When I was Gertrude McFuzz in Seussical: The Musical (yes, such a thing exists. No, I will not show you pictures of me in feathers.) I had to sing a song about how “My eyes are too small. I have very large feet. And I’m not very proud of my pitiful ‘tweet!’”

That’s the only tweet-ing I’ve ever done. (Yes, this was the best segue I could think of.) But I know lots of you Twitter. My friend and grad school classmate Elizabeth Daley has an article about Twitter in USA Today. It’s about celebrity “Tweeters” and the crazy things they share. I think she makes a really nice point about the ways in which celebrities who tweet seem to be acting out some weird stuff. Also, this definitely falls into the category of writing that doesn’t jump to the “gee, whiz, technology” position that lots of writers take on things like Twitter and Facebook.

Read it!

My links are still wonky, but you can just do some old fashioned cut and paste and get it here: http://blogs.usatoday.com/oped/2009/05/tech2-celebrity-tweeters-expose-themselves-for-what-they-are.html#more

Come on. You can spare the time to cut and paste. Especially if I’ve ever made you anything out of construction paper. :)

Drumroll, please…

May 6th, 2009

Bean man finished his papers!

See the beer mug in has hand?

See the pleased, but still slightly wild and overbright look in his eye?

Yup.

I survived, but I’m not ready for toooo much celebration. It was really rough writing papers this semster, especially this last one. I realized that part of the problem was that the first paper I had due was on a very emotionally draining topic. I didn’t do as much as I could have on my last papers because I didn’t have the energy to completely immerse myself. But whatever, it’s done now. Revisions are for the summer.

Oh, and I still have to finish editing my course syllabus for when I teach next spring. I’ll be getting right on that.

Thanks for all the encouragement and congratulations to those of you who are now DONE yourselves.

Lila and I are going to go pass out now.

Library Territory

May 3rd, 2009

I just sneezed sitting at my computer in the library. I’m pretty sure I don’t have swine flu (I checked www.doihaveswinefluyet.com, for example) but I betcha no one will mess with my computer the next time I go to get a drink of water.

Silver linings, people.

And, my father’s advice for paper writing:

1. Write a word.

2. Follow with more words with a sprinkling of nouns, verbs, and adjectives

3. Let it sit

4. Rewrite

I hope these instructions help.

Dad

Well, people, now that we all know how it’s done, let’s get typing! :)

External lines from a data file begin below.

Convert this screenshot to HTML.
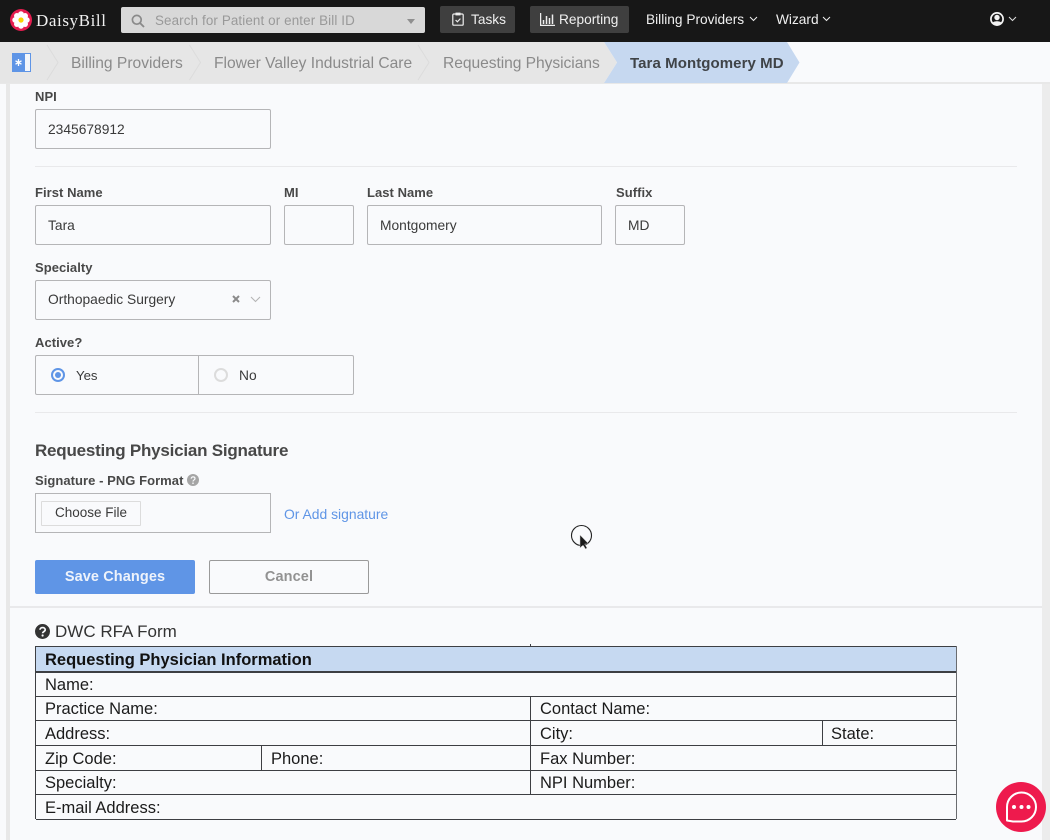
<!DOCTYPE html>
<html><head><meta charset="utf-8"><style>
html,body{margin:0;padding:0;width:1050px;height:840px;overflow:hidden;background:#f9fafc;font-family:"Liberation Sans",sans-serif;color:#3d3d3d}
div,span,svg{position:absolute;box-sizing:border-box}
.t{white-space:nowrap;line-height:20px;height:20px}
.l{font-size:13px;font-weight:bold;color:#484848;letter-spacing:.05px}
.i{border:1px solid #b5b5b7;border-radius:2px;background:#f9fafc}
.v{font-size:13.8px;color:#3a3a3a}
.h{background:#e9e9eb;height:1px;left:35px;width:982px}
.r{background:#3d3f43;height:1px;left:36px;width:921px}
.c{background:#3d3f43;width:1px}
.f{font-size:16.5px;color:#1b1b1b;line-height:20px}
.b{font-size:15.6px;color:#8a8a8a}
.n{font-size:13.7px;color:#f0f0f0}
</style></head><body>
<div style="left:0;top:0;width:1050px;height:42px;background:#171717"></div>
<svg style="left:10px;top:9px" width="22" height="22" viewBox="0 0 22 22"><circle cx="11" cy="11" r="11" fill="#e51d4f"/><g fill="#fff"><circle cx="11" cy="5.2" r="2.9"/><circle cx="11" cy="16.8" r="2.9"/><circle cx="5.2" cy="11" r="2.9"/><circle cx="16.8" cy="11" r="2.9"/><circle cx="6.900" cy="6.900" r="2.900"/><circle cx="15.100" cy="6.900" r="2.900"/><circle cx="6.900" cy="15.100" r="2.900"/><circle cx="15.100" cy="15.100" r="2.900"/><circle cx="11" cy="11" r="5"/></g><circle cx="11" cy="11" r="2.600" fill="#fbd400"/></svg>
<div class="t" style="left:36px;top:11px;font-family:'Liberation Serif',serif;font-size:17px;color:#f0f0f0;letter-spacing:.6px">DaisyBill</div>
<div style="left:121px;top:7px;width:304px;height:26px;background:#d8d8d8;border-radius:2px"></div>
<svg style="left:131px;top:14px" width="14" height="14" viewBox="0 0 14 14"><circle cx="5.800" cy="5.800" r="4.400" fill="none" stroke="#8a8a8a" stroke-width="1.700"/><path d="M9 9l4 4" stroke="#8a8a8a" stroke-width="1.900"/></svg>
<div class="t" style="left:155px;top:11px;font-size:13.4px;color:#999;letter-spacing:.12px">Search for Patient or enter Bill ID</div>
<div style="left:407px;top:19px;width:0;height:0;border-left:4px solid transparent;border-right:4px solid transparent;border-top:5px solid #8f8f8f"></div>

<div style="left:440px;top:6px;width:75px;height:27px;background:#3f3f3f;border-radius:2px"></div>
<svg style="left:452px;top:12px" width="12" height="14" viewBox="0 0 12 14"><path d="M3.500 2H1.800a1 1 0 0 0-1 1v9.200a1 1 0 0 0 1 1h8.400a1 1 0 0 0 1-1V3a1 1 0 0 0-1-1H8.500" fill="none" stroke="#eee" stroke-width="1.200"/><rect x="3.500" y=".6" width="5" height="2.800" fill="#eee"/><path d="M3.600 8l1.800 1.800 3-3.200" fill="none" stroke="#eee" stroke-width="1.200"/></svg>
<div class="t n" style="left:471px;top:10px">Tasks</div>
<div style="left:530px;top:6px;width:99px;height:27px;background:#3f3f3f;border-radius:2px"></div>
<svg style="left:540px;top:13px" width="15" height="13" viewBox="0 0 15 13"><path d="M.5 0v12.500H15M3.500 7v4M6.500 3v8M9.500 5v6M12.500 1.500V11" fill="none" stroke="#eee" stroke-width="1.500"/></svg>
<div class="t n" style="left:559px;top:10px">Reporting</div>
<div class="t n" style="left:646px;top:10px">Billing Providers</div>
<svg style="left:749px;top:16px" width="9" height="6" viewBox="0 0 9 6"><path d="M1 1l3.500 3.500L8 1" fill="none" stroke="#eee" stroke-width="1"/></svg>
<div class="t n" style="left:776px;top:10px">Wizard</div>
<svg style="left:822px;top:16px" width="9" height="6" viewBox="0 0 9 6"><path d="M1 1l3.500 3.500L8 1" fill="none" stroke="#eee" stroke-width="1"/></svg>
<svg style="left:990px;top:12px" width="14" height="14" viewBox="0 0 14 14"><circle cx="7" cy="7" r="6.100" fill="none" stroke="#f2f2f2" stroke-width="1.700"/><circle cx="7" cy="5.500" r="2.700" fill="#f2f2f2"/><path d="M2.500 11c1-2.300 8-2.300 9 0-2 2.600-7 2.600-9 0z" fill="#f2f2f2"/></svg>
<svg style="left:1008px;top:16px" width="9" height="6" viewBox="0 0 9 6"><path d="M1 1l3.500 3.500L8 1" fill="none" stroke="#ddd" stroke-width="1"/></svg>

<div style="left:0;top:42px;width:1050px;height:41px;background:#f9fafc"></div>
<div style="left:0;top:82px;width:1050px;height:2px;background:#e8e8e8"></div>
<svg style="left:0;top:42px" width="810" height="41" viewBox="0 0 810 41"><path d="M0 0H604L604 41H0z" fill="#e6e6e6"/><path d="M604 0H787L799.500 20.500 787 41H604L617 20.500z" fill="#c6d8f0"/><path d="M604 0l13 20.500L604 41z" fill="#e6e6e6"/><g fill="none" stroke="#dcdcdc"><path d="M47 3l11 17.500L47 38M189.500 3l11 17.500L189.500 38M418 3l11 17.500L418 38"/></g></svg>
<div style="left:12px;top:53px;width:19px;height:19px;background:#5f95e6"></div>
<div style="left:25px;top:54px;width:5px;height:17px;background:#f3f6fb"></div>
<svg style="left:15px;top:59px" width="7" height="7" viewBox="0 0 7 7"><path d="M3.500 0v7M.5 1.800l6 3.400M6.500 1.800l-6 3.400" stroke="#fff" stroke-width="1.300"/></svg>
<div class="t b" style="left:71px;top:54px">Billing Providers</div>
<div class="t b" style="left:214px;top:54px">Flower Valley Industrial Care</div>
<div class="t b" style="left:443px;top:54px;letter-spacing:-.05px">Requesting Physicians</div>
<div class="t" style="left:630px;top:54px;font-size:15px;font-weight:bold;color:#3f4347;letter-spacing:.08px">Tara Montgomery MD</div>

<div style="left:6px;top:84px;width:4px;height:756px;background:#e8e8e8"></div>
<div style="left:1042px;top:84px;width:8px;height:756px;background:#ececec"></div>

<div class="t l" style="left:35px;top:87px">NPI</div>
<div class="i" style="left:35px;top:109px;width:236px;height:40px"></div>
<div class="t v" style="left:48px;top:120px">2345678912</div>
<div class="h" style="top:166px"></div>

<div class="t l" style="left:35px;top:183px">First Name</div>
<div class="t l" style="left:284px;top:183px">MI</div>
<div class="t l" style="left:367px;top:183px">Last Name</div>
<div class="t l" style="left:616px;top:183px">Suffix</div>
<div class="i" style="left:35px;top:205px;width:236px;height:40px"></div>
<div class="i" style="left:284px;top:205px;width:70px;height:40px"></div>
<div class="i" style="left:367px;top:205px;width:235px;height:40px"></div>
<div class="i" style="left:615px;top:205px;width:70px;height:40px"></div>
<div class="t v" style="left:48px;top:216px">Tara</div>
<div class="t v" style="left:380px;top:216px">Montgomery</div>
<div class="t v" style="left:628px;top:216px">MD</div>

<div class="t l" style="left:35px;top:258px">Specialty</div>
<div class="i" style="left:35px;top:280px;width:236px;height:40px"></div>
<div class="t v" style="left:48px;top:290px">Orthopaedic Surgery</div>
<svg style="left:232px;top:295px" width="8" height="8" viewBox="0 0 8 8"><path d="M1 1l6 6M7 1L1 7" stroke="#8b8b8b" stroke-width="2"/></svg>
<svg style="left:250px;top:296px" width="11" height="7" viewBox="0 0 11 7"><path d="M1 1l4.500 4.500L10 1" fill="none" stroke="#b5b5b5" stroke-width="1.100"/></svg>

<div class="t l" style="left:35px;top:333px">Active?</div>
<div class="i" style="left:35px;top:355px;width:319px;height:40px"></div>
<div style="left:198px;top:356px;width:1px;height:38px;background:#b5b5b7"></div>
<div style="left:51px;top:368px;width:14px;height:14px;border:2px solid #5f95e6;border-radius:50%;background:#f9fafc"></div>
<div style="left:55px;top:372px;width:6px;height:6px;border-radius:50%;background:#5f95e6"></div>
<div class="t v" style="left:76px;top:366px;font-size:13.2px">Yes</div>
<div style="left:214px;top:368px;width:14px;height:14px;border:2px solid #dcdcdc;border-radius:50%"></div>
<div class="t v" style="left:239px;top:366px">No</div>
<div class="h" style="top:412px"></div>

<div class="t" style="left:35px;top:441px;font-size:17px;font-weight:bold;color:#484848;letter-spacing:-.22px">Requesting Physician Signature</div>
<div class="t l" style="left:35px;top:471px">Signature - PNG Format</div>
<svg style="left:187px;top:474px" width="12" height="12" viewBox="0 0 12 12"><circle cx="6" cy="6" r="6" fill="#a5a5a5"/><path d="M4.200 4.600c0-2.300 3.800-2.300 3.800 0 0 1.400-2 1.300-2 2.900" fill="none" stroke="#f9fafc" stroke-width="1.200"/><circle cx="6" cy="9.200" r=".8" fill="#f9fafc"/></svg>
<div class="i" style="left:35px;top:493px;width:236px;height:40px;border-radius:0"></div>
<div style="left:41px;top:501px;width:100px;height:25px;border:1px solid #dcdcdc;border-radius:1px"></div>
<div class="t" style="left:55px;top:503px;font-size:13.500px;color:#3a3a3a">Choose File</div>
<div class="t" style="left:284px;top:504px;font-size:13.900px;color:#5f95e6">Or Add signature</div>

<div style="left:35px;top:560px;width:160px;height:34px;background:#5f95e6;border-radius:2px"></div>
<div class="t" style="left:35px;top:567px;width:160px;text-align:center;font-size:14.5px;font-weight:bold;color:#eef3fb;letter-spacing:.1px">Save Changes</div>
<div style="left:209px;top:560px;width:160px;height:34px;border:1px solid #9a9a9a;border-radius:2px"></div>
<div class="t" style="left:209px;top:567px;width:160px;text-align:center;font-size:14.5px;font-weight:bold;color:#929292;letter-spacing:.1px">Cancel</div>

<div style="left:10px;top:606px;width:1032px;height:2px;background:#e9e9eb"></div>

<svg style="left:35px;top:624px" width="15" height="15" viewBox="0 0 15 15"><circle cx="7.500" cy="7.500" r="7.500" fill="#333"/><path d="M5 5.800c0-3 5.200-3 5.200 0 0 1.900-2.600 1.700-2.600 3.500" fill="none" stroke="#f9fafc" stroke-width="1.700"/><circle cx="7.600" cy="11.500" r="1.100" fill="#f9fafc"/></svg>
<div class="t" style="left:55px;top:622px;font-size:17px;color:#333">DWC RFA Form</div>

<div style="left:36px;top:646px;width:920px;height:25px;background:#c6d9f1"></div>
<div class="r" style="top:645.500px;width:920px"></div>
<div class="r" style="top:671px;height:1.500px;width:920px"></div>
<div class="r" style="top:696px;width:920px"></div>
<div class="r" style="top:720px;width:920px"></div>
<div class="r" style="top:745px;width:920px"></div>
<div class="r" style="top:770px;width:920px"></div>
<div class="r" style="top:794px;width:920px"></div>
<div class="r" style="top:818.500px;width:920px"></div>
<div class="c" style="left:35px;top:646px;height:173px"></div>
<div class="c" style="left:956px;top:646px;height:173px;background:#6a6c70"></div>
<div class="c" style="left:530px;top:696px;height:99px"></div>
<div class="c" style="left:530px;top:644px;height:2px"></div>
<div class="c" style="left:261px;top:745px;height:25px"></div>
<div class="c" style="left:822px;top:720px;height:25px"></div>

<div class="t f" style="left:45px;top:650px;font-weight:bold;color:#111">Requesting Physician Information</div>
<div class="t f" style="left:45px;top:675px">Name:</div>
<div class="t f" style="left:45px;top:699px">Practice Name:</div>
<div class="t f" style="left:45px;top:724px">Address:</div>
<div class="t f" style="left:45px;top:749px">Zip Code:</div>
<div class="t f" style="left:45px;top:773px">Specialty:</div>
<div class="t f" style="left:45px;top:798px">E-mail Address:</div>
<div class="t f" style="left:271px;top:749px">Phone:</div>
<div class="t f" style="left:540px;top:699px">Contact Name:</div>
<div class="t f" style="left:540px;top:724px">City:</div>
<div class="t f" style="left:831px;top:724px">State:</div>
<div class="t f" style="left:540px;top:749px">Fax Number:</div>
<div class="t f" style="left:540px;top:773px">NPI Number:</div>

<svg style="left:570px;top:523px" width="26" height="30" viewBox="0 0 26 30"><circle cx="11.500" cy="12.500" r="10" fill="none" stroke="#222" stroke-width="1.100"/><path d="M10 12v13l3-3 2.500 4 1.500-1-2.300-4h4z" fill="#1a1a1a" stroke="#ccc" stroke-width=".5"/></svg>

<svg style="left:996px;top:782px" width="50" height="50" viewBox="0 0 50 50"><circle cx="25" cy="25" r="25" fill="#ee1a4d"/><path d="M11 38.500V25a14.500 14.500 0 1 1 14.500 14.500H17z" fill="none" stroke="#fff" stroke-width="2" stroke-linejoin="round"/><circle cx="18" cy="25" r="2" fill="#fff"/><circle cx="25.500" cy="25" r="2" fill="#fff"/><circle cx="32.500" cy="25" r="2" fill="#fff"/></svg>
</body></html>
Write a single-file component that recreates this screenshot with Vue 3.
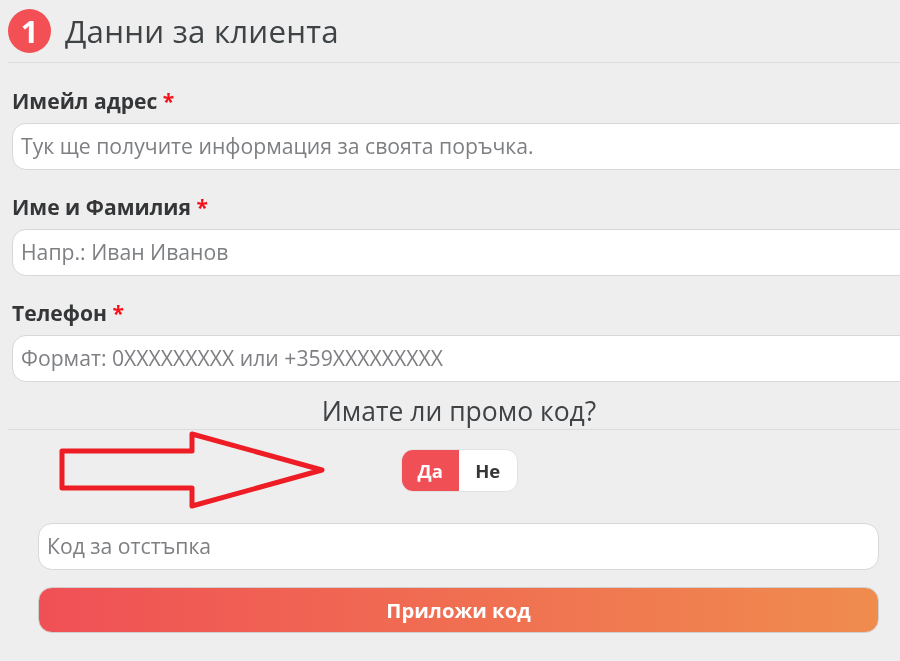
<script setup>
const fields = [
  { label: 'Имейл адрес', placeholder: 'Тук ще получите информация за своята поръчка.' },
  { label: 'Име и Фамилия', placeholder: 'Напр.: Иван Иванов' },
  { label: 'Телефон', placeholder: 'Формат: 0XXXXXXXXX или +359XXXXXXXXX' },
]
</script>

<template>
  <div class="page">
    <header class="head">
      <span class="badge">1</span>
      <h2 class="title">Данни за клиента</h2>
    </header>

    <div class="fields">
      <div v-for="f in fields" :key="f.label" class="field">
        <label class="label">{{ f.label }} <span class="req">*</span></label>
        <div class="input wide">{{ f.placeholder }}</div>
      </div>
    </div>

    <h3 class="promo">Имате ли промо код?</h3>

    <div class="toggle-row">
      <div class="toggle">
        <span class="opt on">Да</span>
        <span class="opt">Не</span>
      </div>
      <svg class="arrow" width="290" height="90" viewBox="0 0 290 90">
        <path d="M3 20 H133 V3 L263 39 L133 75 V57 H3 Z" fill="none" stroke="#ee1c25" stroke-width="5" stroke-linejoin="round" />
      </svg>
    </div>

    <div class="promo-form">
      <div class="input code">Код за отстъпка</div>
      <button class="apply">Приложи код</button>
    </div>
  </div>
</template>

<style scoped>
.page {
  width: 900px;
  height: 661px;
  overflow: hidden;
  box-sizing: border-box;
  padding: 9px 0 0 8px;
  background: #eeeeee;
  font-family: "Open Sans", "Liberation Sans", sans-serif;
  color: #333;
  filter: blur(0.35px);
}
.head {
  display: flex;
  align-items: center;
  gap: 14px;
  height: 54px;
  padding-bottom: 10px;
  box-sizing: border-box;
  border-bottom: 1px solid #dcdcdc;
}
.badge {
  width: 43px;
  height: 44px;
  flex: none;
  border-radius: 50%;
  background: #f25055;
  color: #fff;
  font-size: 31px;
  font-weight: 700;
  line-height: 44px;
  text-align: center;
}
.title {
  margin: 0;
  font-size: 31.3px;
  font-weight: 400;
  line-height: 44px;
  letter-spacing: 0.2px;
  color: #3f4346;
}
.fields {
  display: flex;
  flex-direction: column;
  gap: 23px;
  padding: 24px 0 0 4px;
}
.field {
  display: flex;
  flex-direction: column;
  gap: 8px;
}
.label {
  font-size: 21.1px;
  font-weight: 700;
  line-height: 28px;
  color: #343638;
}
.req {
  color: #f5111a;
}
.input {
  box-sizing: border-box;
  height: 47px;
  padding: 0 8px;
  background: #fff;
  border: 1.5px solid #d8d8d8;
  border-radius: 14px;
  font-size: 21.2px;
  line-height: 44px;
  color: #7d7f82;
}
.wide {
  width: 910px;
}
.promo {
  margin: 13px 0 0;
  width: 902px;
  height: 34px;
  border-bottom: 1px solid #dcdcdc;
  font-size: 26.5px;
  font-weight: 400;
  line-height: 32px;
  text-align: center;
  color: #3f4346;
}
.toggle-row {
  position: relative;
  display: flex;
  justify-content: center;
  padding: 19px 0 0;
  width: 902px;
}
.toggle {
  display: flex;
  height: 43px;
  width: 117px;
  overflow: hidden;
  border-radius: 12px;
  background: #fff;
  border: 1px solid #e2e2e2;
  box-sizing: border-box;
  font-size: 18.5px;
  font-weight: 700;
  line-height: 41px;
  text-align: center;
}
.opt {
  flex: 1;
  color: #343638;
}
.opt.on {
  background: #f05055;
  color: #fff;
}
.arrow {
  position: absolute;
  left: 51px;
  top: 1px;
}
.promo-form {
  display: flex;
  flex-direction: column;
  gap: 17px;
  margin: 31px 0 0 30px;
  width: 841px;
}
.code {
  width: 100%;
}
.apply {
  height: 46px;
  border: 1px solid #d0d0d0;
  border-radius: 14px;
  background: linear-gradient(90deg, #f05055, #f08c4e) border-box;
  color: #fff;
  font-family: inherit;
  font-size: 20.3px;
  font-weight: 700;
}
</style>
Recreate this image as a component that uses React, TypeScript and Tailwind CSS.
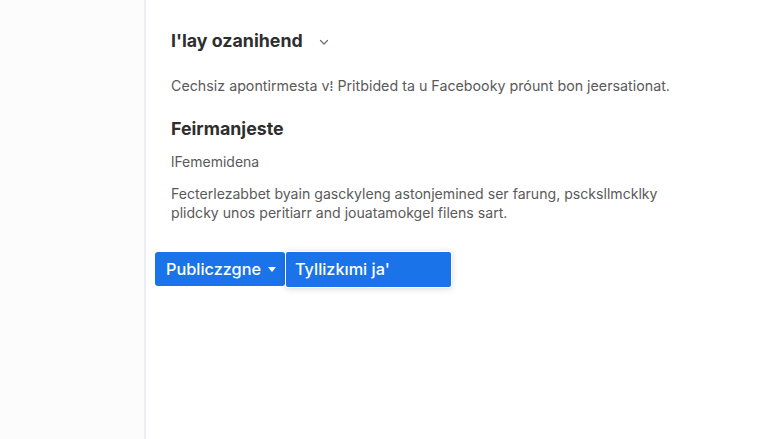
import React from "react";

export default function App() {
  return (
    <div
      className="flex h-[439px] w-[768px] overflow-hidden bg-white"
      style={{ fontFamily: "Inter, 'Noto Sans', sans-serif" }}
    >
      <aside className="w-[146px] shrink-0 border-r-2 border-[#eceef5] bg-[#fcfcfc]" />
      <main className="flex-1 pl-[25px] pt-[29px]">
        <div className="flex items-center gap-[15px]">
          <h1 className="text-[17.8px] font-bold leading-[24px] text-[#2e2e2e]">I'lay ozanihend</h1>
          <svg width="12" height="12" viewBox="0 0 12 12" fill="none" className="mt-[1px]">
            <path d="M2.5 4.5 6 8l3.5-3.5" stroke="#6b7280" strokeWidth="1.3" strokeLinecap="round" strokeLinejoin="round" />
          </svg>
        </div>
        <p className="mt-[23px] text-[14.25px] leading-[20px] text-[#5a5a5a]">
          Cechsiz apontirmesta v⁞ Pritbided ta u Facebooky próunt bon jeersationat.
        </p>
        <h2 className="mt-[21px] text-[17.8px] font-bold leading-[24px] text-[#2e2e2e]">Feirmanjeste</h2>
        <p className="mt-[11px] text-[14px] leading-[19px] text-[#5a5a5a]">lFememidena</p>
        <p className="mt-[13px] text-[14.1px] leading-[19px] text-[#5a5a5a]">
          Fecterlezabbet byain gasckyleng astonjemined ser farung, pscksllmcklky
          <br />
          plidcky unos peritiarr and jouatamokgel filens sart.
        </p>
        <div className="relative -ml-[16px] mt-[30px] flex">
          <button className="flex h-[34px] w-[130px] items-center gap-[7px] rounded-[3px] bg-[#1a73e8] pl-[11px] text-[16.3px] font-medium text-white">
            Publiczzgne
            <svg width="8" height="5" viewBox="0 0 8 5">
              <path d="M0 0h8L4 5z" fill="white" />
            </svg>
          </button>
          <div className="absolute left-[130px] top-[-1px] rounded-[3px] bg-white p-[1px] shadow-[0_1px_6px_rgba(0,0,0,0.15)]">
            <div className="flex h-[35px] w-[165px] items-center rounded-[2px] bg-[#1a73e8] pl-[9px] text-[16.3px] font-medium text-white">
              Tyllizkımi ja'
            </div>
          </div>
        </div>
      </main>
    </div>
  );
}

New Frontiers of Procrastination

May 3rd, 2009

From BoingBoing, a desk that mechanically presents the reader with the book they should be studying, for exactly the amount of time they should spend studying it. I have a feeling that this desk, rather than forcing me to work, would force me to find new, time-limited methods of procrastination, before I had to break the damn thing apart and retrieve the books to actually write a paper.

I invented a desk in which the books I had to study were arranged in order at the beginning of each term. I also made a bed which set me on my feet every morning at the hour determined on, and in dark winter mornings just as the bed set me on the floor it lighted a lamp. Then, after the minutes allowed for dressing had elapsed, a click was heard and the first book to be studied was pushed up from a rack below the top of the desk, thrown open, and allowed to remain there the number of minutes required. Then the machinery closed the book and allowed it to drop back into its stall, then moved the rack forward and threw up the next in order, and so on, all the day being divided according to the times of recitation, and time required and allotted to each study.